LEXINGTON, Ky. -- A 12th former NFL player has admitted to participating in a multimillion-dollar scheme to defraud the league’s health care benefit program.
Former Washington Football Team and San Francisco 49ers cornerback Carlos Rogers pleaded guilty Monday in federal court in Lexington, Kentucky, to one charge of conspiring to defraud a program set up to reimburse former players for out-of-pocket medical expenses, the Lexington Herald-Leader reported.
Prosecutors allege the players targeted the Gene Upshaw NFL Player Health Reimbursement Account Plan. It provides tax-free reimbursement of out-of-pocket medical care expenses that were not covered by insurance and that were incurred by former players, their spouses and dependents.
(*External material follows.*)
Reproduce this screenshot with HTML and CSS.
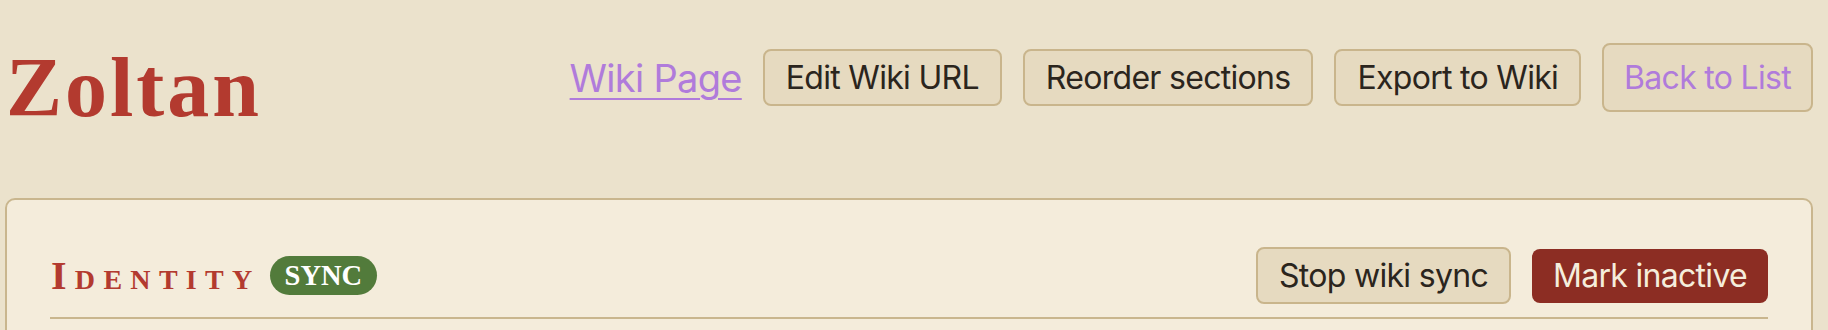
FILE: index.html
```html
<!DOCTYPE html>
<html lang="en">
<head>
    <meta charset="UTF-8">
    <meta name="viewport" content="width=device-width, initial-scale=1.0">
    <title>Zoltan</title>
    <link rel="stylesheet" href="styles.css">
</head>
<body>
    <header class="page-header">
        <h1 class="page-title">Zoltan</h1>
        <nav class="page-actions">
            <a class="wiki-link" href="#">Wiki Page</a>
            <button class="btn">Edit Wiki URL</button>
            <button class="btn">Reorder sections</button>
            <button class="btn">Export to Wiki</button>
            <a class="btn btn-back" href="#">Back to List</a>
        </nav>
    </header>

    <section class="card">
        <div class="card-head">
            <h2 class="section-title">Identity <span class="badge">sync</span></h2>
            <div class="card-actions">
                <button class="btn">Stop wiki sync</button>
                <button class="btn btn-danger">Mark inactive</button>
            </div>
        </div>
    </section>
</body>
</html>
```

FILE: styles.css
```css
* {
    margin: 0;
    padding: 0;
    box-sizing: border-box;
}

body {
    font-family: Inter, 'Noto Sans', sans-serif;
    background: #ebe2cc;
    color: #2b251d;
    padding: 0 15px 0 5px;
}

.page-header {
    display: flex;
    justify-content: space-between;
    align-items: center;
    height: 155px;
}

.page-title {
    font-family: 'Liberation Serif', serif;
    font-size: 84px;
    font-weight: 700;
    line-height: 1;
    letter-spacing: 3px;
    color: #b33a2f;
    margin-top: 20px;
    margin-left: 1px;
}

.page-actions {
    display: flex;
    align-items: center;
    gap: 21px;
}

.wiki-link {
    font-size: 38px;
    letter-spacing: -0.7px;
    color: #b07bdb;
    text-decoration: underline;
    text-decoration-thickness: 2px;
    text-underline-offset: 6px;
}

.btn {
    display: inline-block;
    font-family: inherit;
    font-size: 32px;
    line-height: 37px;
    letter-spacing: -0.7px;
    color: #2b251d;
    background: #e6dac0;
    border: 2px solid #c9b58c;
    border-radius: 8px;
    padding: 8px 21px;
    text-decoration: none;
    cursor: pointer;
}

.btn-back {
    color: #b07bdb;
    padding: 14px 20px;
}

.btn-danger {
    background: #8c2d23;
    border: none;
    color: #f5eddc;
    padding: 8.5px 21px;
}

.card {
    margin-top: 43px;
    background: #f4ecdb;
    border: 2px solid #c9b68e;
    border-radius: 10px;
    padding: 47px 43px 0 43px;
    min-height: 240px;
}

.card-head {
    display: flex;
    justify-content: space-between;
    align-items: center;
    padding-bottom: 13px;
    border-bottom: 2px solid #c9b68e;
}

.section-title {
    font-family: 'Liberation Serif', serif;
    font-size: 40px;
    font-weight: 700;
    font-variant: small-caps;
    letter-spacing: 8.3px;
    color: #b33a2f;
    display: flex;
    align-items: center;
    line-height: 1;
    margin-left: 1px;
}

.badge {
    font-size: 28.5px;
    font-weight: 700;
    font-variant: normal;
    text-transform: uppercase;
    letter-spacing: 0;
    line-height: 29px;
    color: #fff;
    background: #527b3b;
    border-radius: 20px;
    padding: 5px 15px;
    margin-left: 9px;
}

.card-actions {
    display: flex;
    align-items: center;
    gap: 21px;
}
```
Indictments say a group of former players defrauded the plan by submitting false claims for expensive medical equipment, including devices used on horses. In reality, they had never purchased or received the medical equipment, prosecutors said.
The charges were consolidated in Kentucky because the fraudulent claims were processed through an insurance data center in Lexington. authorities said.
In his plea agreement, Rogers admitted to helping recruit other former players to join the scheme and provided identifying information about them to others to use in claims.
Rogers played 10 seasons in the NFL and was selected for the Pro Bowl in 2011 while he was with the 49ers. He also played for the then-Oakland Raiders. Rogers is set to be sentenced in March.
Ceandris Brown, the only former player who has been sentenced for the scheme so far, has been ordered to serve about a year in jail and must pay more than $84,000 in restitution to the health fund.
Three other former players, including ex-Washington running back Clinton Portis, are scheduled for trial in April after they pleaded not guilty.